Toronto Real Estate Sales In October Hit Lows Not Seen Since 2000
It’s unofficial but it’s pretty accurate… Sales for the month of October will be close to 5,000 houses and condominiums across the GTA. This is the lowest number of sales seen in October since the year 2000!
The main cause of course is the tremendous turmoil in the financial and stock markets both in Canada and especially the USA. It’s pretty scary when you wake up each day to continuing news about US banks being taken over on an emergency basis or the stock market plunging another 600 points. It’s no wonder, and totally understandable, that some buyers are deciding to sit by the sidelines and wait to see what happens.
The Toronto Real Estate Board’s October listing inventory at 28,000+ homes is the highest it’s been this millennium! If sales were even in the normal ballpark that’s common for October, listings would be still high but not outrageously so.
The trouble is much of the media hype, other than for the stock market which of course has affected us, really primarily has affected the US market and not us. We are definitely getting the spillover effect economically but our Toronto real estate fundamentals are much different.
In the US, the main obstacle to their economic and real estate recovery is not the price of credit, it is the access and availability of credit. Just this morning I was on a call with a coach from Florida who told me his lender had completely closed off his line of credit secured by his home, even though his home had NO mortgage balance on it whatsoever. They’ve painted the entire State of Florida with the same paintbrush… “Values are down and therefore we’re cutting our risk exposure to everyone”.
If you don’t have an excellent credit score and a sizable down payment, it’s hard for US home buyers to get financing,
In Canada our banks are in a much better situation… they’re more solid, have plenty of reserves and have NOT been exposed to the sub-prime mess that many US institutions have. Despite that, they are taking a more prudent lending attitude now.
For example, Toronto bankers and mortgage specialists don’t have the ability to waive certain lending restrictions the way they used to. It’s more strictly by the book. Exceptions can still be made but they’re on a one-off situation. The lender is looking at the borrower’s relationship with the bank to see if an exception is justified and an excellent credit score is mandatory.

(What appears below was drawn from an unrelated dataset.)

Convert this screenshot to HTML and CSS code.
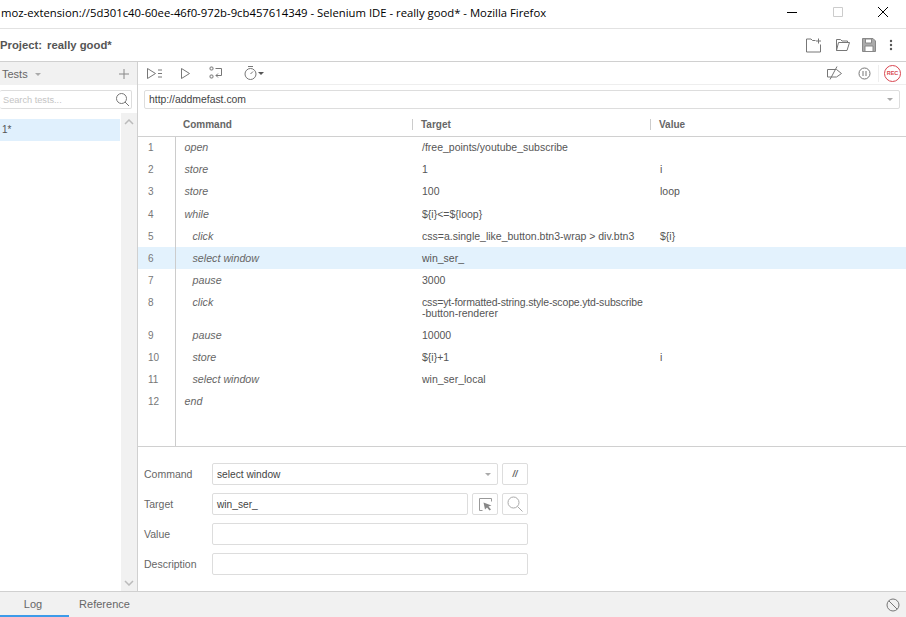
FILE: index.html
```html
<!DOCTYPE html>
<html lang="en">
<head>
<meta charset="utf-8">
<title>Selenium IDE</title>
<link rel="stylesheet" href="styles.css">
</head>
<body>
<div class="app">
  <header class="titlebar">
    <span class="title">moz-extension://5d301c40-60ee-46f0-972b-9cb457614349 - Selenium IDE - really good* - Mozilla Firefox</span>
    <div class="winctl">
      <svg width="12" height="12" viewBox="0 0 12 12"><path d="M1 6.500h10" stroke="#000" fill="none"/></svg>
      <svg width="12" height="12" viewBox="0 0 12 12"><path d="M1.500 1.500h9v9h-9z" stroke="#ccc" fill="none"/></svg>
      <svg width="12" height="12" viewBox="0 0 12 12"><path d="M1 1l10 10M11 1L1 11" stroke="#000" fill="none"/></svg>
    </div>
  </header>
  <div class="projectbar">
    <div class="project"><span>Project:</span><span>really good*</span></div>
    <div class="projicons">
      <svg width="17" height="15" viewBox="0 0 17 15" class="ic"><path d="M9.500 2.500H6.500L5 1H.5v13h14V6.500M12.500.5v5M10 3h5"/></svg>
      <svg width="15" height="14" viewBox="0 0 15 14" class="ic"><path d="M1.500 12.500v-11h4l1.500 1.500h5.500v2M1.500 12.500h10.500l2.500-8H3.500z"/></svg>
      <svg width="14" height="14" viewBox="0 0 14 14" class="ic save"><path d="M.5.5h10.500l2.500 2.500v10.500H.5z"/><path d="M3.500 1h6v4h-6zM3 8h8v5.500H3z" fill="#fff"/></svg>
      <svg width="4" height="12" viewBox="0 0 4 12" class="dots"><circle cx="2" cy="2" r="1.200" fill="#555"/><circle cx="2" cy="6" r="1.200" fill="#555"/><circle cx="2" cy="10" r="1.200" fill="#555"/></svg>
    </div>
  </div>
  <div class="workspace">
    <aside class="sidebar">
      <div class="sidehead">
        <span class="sidetitle">Tests <i class="caret"></i></span>
        <svg width="10" height="10" viewBox="0 0 10 10"><path d="M5 0v10M0 5h10" stroke="#888" fill="none"/></svg>
      </div>
      <div class="searchbox">
        <span>Search tests...</span>
        <svg width="15" height="15" viewBox="0 0 15 15" class="ic"><circle cx="6.500" cy="6.500" r="5"/><path d="M10 10l4 4"/></svg>
      </div>
      <div class="sidebody">
        <div class="testlist"><div class="testitem">1*</div></div>
        <div class="scrollbar">
          <svg width="10" height="6" viewBox="0 0 10 6"><path d="M1 5l4-4 4 4" stroke="#bbb" stroke-width="1.500" fill="none"/></svg>
          <svg width="10" height="6" viewBox="0 0 10 6"><path d="M1 1l4 4 4-4" stroke="#bbb" stroke-width="1.500" fill="none"/></svg>
        </div>
      </div>
    </aside>
    <main class="main">
      <div class="toolbar">
        <div class="tools">
          <svg width="17" height="13" viewBox="0 0 17 13" class="ic t-all"><path d="M1.500 1.500v10l8-5zM12 3h4M12 6.500h4M12 10h4"/></svg>
          <svg width="11" height="13" viewBox="0 0 11 13" class="ic t-one"><path d="M1.500 1.500v10l8-5z"/></svg>
          <svg width="14" height="14" viewBox="0 0 14 14" class="ic t-step"><rect x="1" y="1" width="3" height="3" rx="1"/><rect x="1" y="9" width="3" height="3" rx="1"/><path d="M6.500 2.500h6v7H7M9 7.500l-2 2 2 2"/></svg>
          <span class="speed">
            <svg width="15" height="16" viewBox="0 0 15 16" class="ic"><circle cx="7.500" cy="9" r="5.500"/><path d="M5 1.500h5M7.500 9L10 6.500"/></svg>
            <i class="caret dark"></i>
          </span>
        </div>
        <div class="tools right">
          <svg width="17" height="14" viewBox="0 0 17 14" class="ic"><path d="M1.500 3.500h9l5 4-5 3.500h-9zM11 .5L4 13.500"/></svg>
          <svg width="13" height="13" viewBox="0 0 13 13" class="ic"><circle cx="6.500" cy="6.500" r="5.500"/><path d="M5 4v5M8 4v5"/></svg>
          <span class="recwrap"><span class="rec">REC</span></span>
        </div>
      </div>
      <div class="urlbar">
        <div class="urlinput"><span>http://addmefast.com</span><i class="caret"></i></div>
      </div>
      <table class="cmds">
        <colgroup><col class="c1"><col class="c2"><col class="c3"><col class="c4"></colgroup>
        <thead>
          <tr><th></th><th>Command</th><th><span class="sep">Target</span></th><th><span class="sep">Value</span></th></tr>
        </thead>
        <tbody>
          <tr><td class="n">1</td><td class="cmd">open</td><td>/free_points/youtube_subscribe</td><td></td></tr>
          <tr><td class="n">2</td><td class="cmd">store</td><td>1</td><td>i</td></tr>
          <tr class="tall"><td class="n">3</td><td class="cmd">store</td><td>100</td><td>loop</td></tr>
          <tr><td class="n">4</td><td class="cmd">while</td><td>${i}&lt;=${loop}</td><td></td></tr>
          <tr><td class="n">5</td><td class="cmd ind">click</td><td>css=a.single_like_button.btn3-wrap &gt; div.btn3</td><td>${i}</td></tr>
          <tr class="sel"><td class="n">6</td><td class="cmd ind">select window</td><td>win_ser_</td><td></td></tr>
          <tr><td class="n">7</td><td class="cmd ind">pause</td><td>3000</td><td></td></tr>
          <tr class="multi"><td class="n">8</td><td class="cmd ind">click</td><td><span class="tight">css=yt-formatted-string.style-scope.ytd-subscribe</span><br>-button-renderer</td><td></td></tr>
          <tr><td class="n">9</td><td class="cmd ind">pause</td><td>10000</td><td></td></tr>
          <tr><td class="n">10</td><td class="cmd ind">store</td><td>${i}+1</td><td>i</td></tr>
          <tr><td class="n">11</td><td class="cmd ind">select window</td><td>win_ser_local</td><td></td></tr>
          <tr><td class="n">12</td><td class="cmd">end</td><td></td><td></td></tr>
          <tr class="filler"><td class="n"></td><td></td><td></td><td></td></tr>
        </tbody>
      </table>
      <form class="editor">
        <label class="lbl">Command</label>
        <div class="field"><span>select window</span><i class="caret"></i></div>
        <div class="btn"><span class="slashes">//</span></div>
        <label class="lbl">Target</label>
        <div class="targetrow">
          <div class="field fill"><span>win_ser_</span></div>
          <div class="btn"><svg width="15" height="15" viewBox="0 0 15 15"><path d="M4.500 13.500h-3v-12h12v3" stroke="#999" fill="none"/><path d="M5.500 5.500l8 3-3 1 2.500 3-1.500 1-2.500-3-2 2z" fill="#888"/></svg></div>
          <div class="btn"><svg width="16" height="16" viewBox="0 0 16 16" class="ic light"><circle cx="6.500" cy="6.500" r="5.500"/><path d="M10.500 10.500l5 5"/></svg></div>
        </div>
        <label class="lbl">Value</label>
        <div class="field span2"></div>
        <label class="lbl">Description</label>
        <div class="field span2"></div>
      </form>
    </main>
  </div>
  <footer class="bottombar">
    <div class="tabs"><span class="tab active">Log</span><span class="tab ref">Reference</span></div>
    <svg width="14" height="14" viewBox="0 0 14 14" class="ic"><circle cx="7" cy="7" r="6"/><path d="M2.800 2.800l8.400 8.400"/></svg>
  </footer>
</div>
</body>
</html>
```
FILE: styles.css
```css
* { box-sizing: border-box; }
html, body { margin: 0; padding: 0; }
body { background: #fff; color: #444; font-family: "Liberation Sans", Arial, sans-serif; font-size: 11px; }
.app { width: 906px; height: 617px; display: flex; flex-direction: column; overflow: hidden; }
.ic { fill: none; stroke: #777; stroke-width: 1; }
.ic.light { stroke: #aaa; }
.ic.save { fill: #aaa; stroke: #888; }

.titlebar { height: 29px; flex: none; display: flex; align-items: center; justify-content: space-between; border-bottom: 1px solid #e2e2e2; padding: 0 0 4px 1px; }
.title { font-family: "Open Sans", sans-serif; font-size: 11.300px; color: #000; white-space: nowrap; }
.winctl { display: flex; gap: 33.500px; padding-right: 17px; }

.projectbar { height: 33px; flex: none; display: flex; align-items: center; justify-content: space-between; border-bottom: 1px solid #d0d0d0; padding: 0 13px 0 0; }
.project { display: flex; gap: 5px; font-size: 11.300px; font-weight: bold; color: #555; }
.projicons { display: flex; align-items: center; gap: 12px; }
.projicons .dots { margin-left: 1px; }

.workspace { flex: 1; min-height: 0; display: flex; }
.sidebar { width: 138px; flex: none; display: flex; flex-direction: column; border-right: 1px solid #d0d0d0; }
.sidehead { height: 23px; flex: none; background: #f1f1f1; display: flex; align-items: center; justify-content: space-between; padding: 0 8px 0 2px; }
.sidetitle { font-size: 11px; color: #666; }
.caret { display: inline-block; width: 0; height: 0; border: 3px solid transparent; border-top: 3px solid #aaa; border-bottom: 0; margin-left: 4px; vertical-align: middle; }
.caret.dark { border-top-color: #555; margin-left: 0; }
.searchbox { height: 19px; margin: 5px 5px 0 0; border: 1px solid #ddd; border-left: 0; border-radius: 2px; display: flex; align-items: center; justify-content: space-between; padding: 0 1px 0 3px; font-size: 9.200px; color: #c4c4c4; flex: none; }
.sidebody { flex: 1; min-height: 0; display: flex; margin-top: 4px; }
.testlist { flex: 1; padding-top: 6px; }
.testitem { height: 22px; background: #e0f0fd; color: #555; padding-left: 2px; line-height: 22px; font-size: 10px; }
.scrollbar { width: 16px; margin-left: 1px; background: #f1f1f1; display: flex; flex-direction: column; justify-content: space-between; align-items: center; padding: 6px 0 5px; }

.main { flex: 1; min-width: 0; display: flex; flex-direction: column; }
.toolbar { height: 23px; flex: none; display: flex; justify-content: space-between; align-items: center; border-bottom: 1px solid #eee; padding: 0 5px 0 8px; }
.tools { display: flex; align-items: center; }
.t-one { margin-left: 17px; }
.t-step { margin-left: 18px; }
.speed { display: flex; align-items: center; margin-left: 20px; }
.tools.right svg + svg { margin-left: 15px; }
.recwrap { border-left: 1px solid #eee; padding-left: 5px; margin-left: 7px; display: flex; }
.rec { width: 17px; height: 17px; border: 1px solid #d9454f; border-radius: 50%; color: #d9454f; font-size: 5.500px; font-weight: bold; display: flex; align-items: center; justify-content: center; }
.urlbar { height: 29px; flex: none; padding: 5px 6px 5px 6px; }
.urlinput { height: 19px; border: 1px solid #ddd; border-radius: 2px; display: flex; align-items: center; justify-content: space-between; padding: 0 6px 0 4px; color: #444; font-size: 10.400px; }

.cmds { width: 768px; flex: none; border-collapse: collapse; table-layout: fixed; font-size: 10.500px; color: #555; }
.c1 { width: 37px; } .c2 { width: 236px; } .c3 { width: 238px; } .c4 { width: 257px; }
.cmds th { height: 22px; padding: 0; text-align: left; font-size: 10px; font-weight: bold; color: #666; border-bottom: 1px solid #d0d0d0; }
.cmds th:nth-child(2) { padding-left: 8px; }
.sep { display: block; border-left: 1px solid #ccc; padding-left: 8px; margin-left: 1px; height: 11px; line-height: 11px; }
.cmds td { height: 22px; padding: 0 0 0 11px; vertical-align: middle; white-space: nowrap; }
.cmds td.n { border-right: 1px solid #ccc; padding-left: 10px; color: #777; font-size: 10px; }
.cmds td.cmd { font-style: italic; font-size: 10.700px; color: #666; padding-left: 9px; }
.cmds td.ind { padding-left: 17px; }
.cmds tr.tall td { height: 23px; padding-bottom: 1px; }
.cmds tr.multi td { height: 33px; vertical-align: top; padding-top: 6px; line-height: 11px; }
.cmds tr.sel td { background: #e3f2fd; }
.cmds tr.filler td { height: 34px; }
.tight { letter-spacing: -0.160px; }

.editor { flex: 1; border-top: 1px solid #d0d0d0; padding: 16px 378px 0 6px; display: grid; grid-template-columns: 63px 1fr 26px; grid-auto-rows: 22px; row-gap: 8px; column-gap: 5px; align-items: center; width: 100%; }
.lbl { color: #666; font-size: 10.500px; }
.field { height: 22px; border: 1px solid #ddd; border-radius: 2px; display: flex; align-items: center; justify-content: space-between; padding: 0 6px 0 4px; color: #444; font-size: 10.200px; }
.field:nth-child(2) { margin-right: -1px; }
.fill { flex: 1; min-width: 0; }
.span2 { grid-column: 2 / 4; }
.targetrow { grid-column: 2 / 4; display: flex; gap: 4px; }
.btn { width: 26px; height: 22px; flex: none; border: 1px solid #ddd; border-radius: 2px; display: flex; align-items: center; justify-content: center; }
.slashes { font-style: italic; font-weight: bold; font-size: 9px; color: #666; }

.bottombar { height: 26px; flex: none; background: #f1f1f1; border-top: 1px solid #d0d0d0; display: flex; justify-content: space-between; align-items: center; padding-right: 6px; }
.tabs { display: flex; align-self: stretch; }
.tab { width: 69px; display: flex; align-items: center; justify-content: center; padding-top: 1px; font-size: 11px; color: #666; border-bottom: 2px solid transparent; }
.tab.active { border-bottom-color: #3d9be9; padding-right: 3px; }
.tab.ref { padding-left: 2px; }
```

Also, in the recent past properties were not being appraised individually. Lenders and CMHC were using a property value matrix program called Emili to see if the purchase price was fair.
Now all properties selling over $700,000 are being appraised from the inside (no more drive-by’s) and other purchases are being looked at on a file-by-file basis. All of this is actually good, prudent lending practice and will actually benefit us all by keeping the real estate market more stable with fewer problem mortgages becoming power-of-sales.
Now for some good news out of the US that most of the media didn’t report. Sales of existing homes across the US for the month of September were up 98% over September 2007. Of those approximately 40% were homes under foreclosure and being sold by lenders.
This is good because inventory is finally being cleared out. The rate of decline of home prices down south has fallen off in recent months and obviously many buyers are seeing more affordable homes available to purchase… bargain hunters are now starting to come into the market and they’re seeing ‘fair value’.
In Toronto for October, the bellweather ratio of sales-to-listings dropped dramatically to 17.3% from 23.5% in September. This is definitely ‘buyer market’ territory. Good news if you’re only buying OR buying and selling in the same market… bad news if you’re just selling! Now there’s more choice and more opportunity to negotiate a better price from the seller. The problem with waiting for the bottom of a market is you don’t know until prices have gone back up. Oops… missed it.
We’re going to hear that the average sale price has dropped again. Frankly, all that really means is that more homes in the lower priced spectrum are the ones that are actually selling. Higher end home sales are currently in a slump… their owners have been hit harder by drops in the stock market!
There may be a whole generation of home buyers out there for whom buying a home will again be attainable! A home should primarily be treated as a home… NOT as simply an investment. It still beats renting!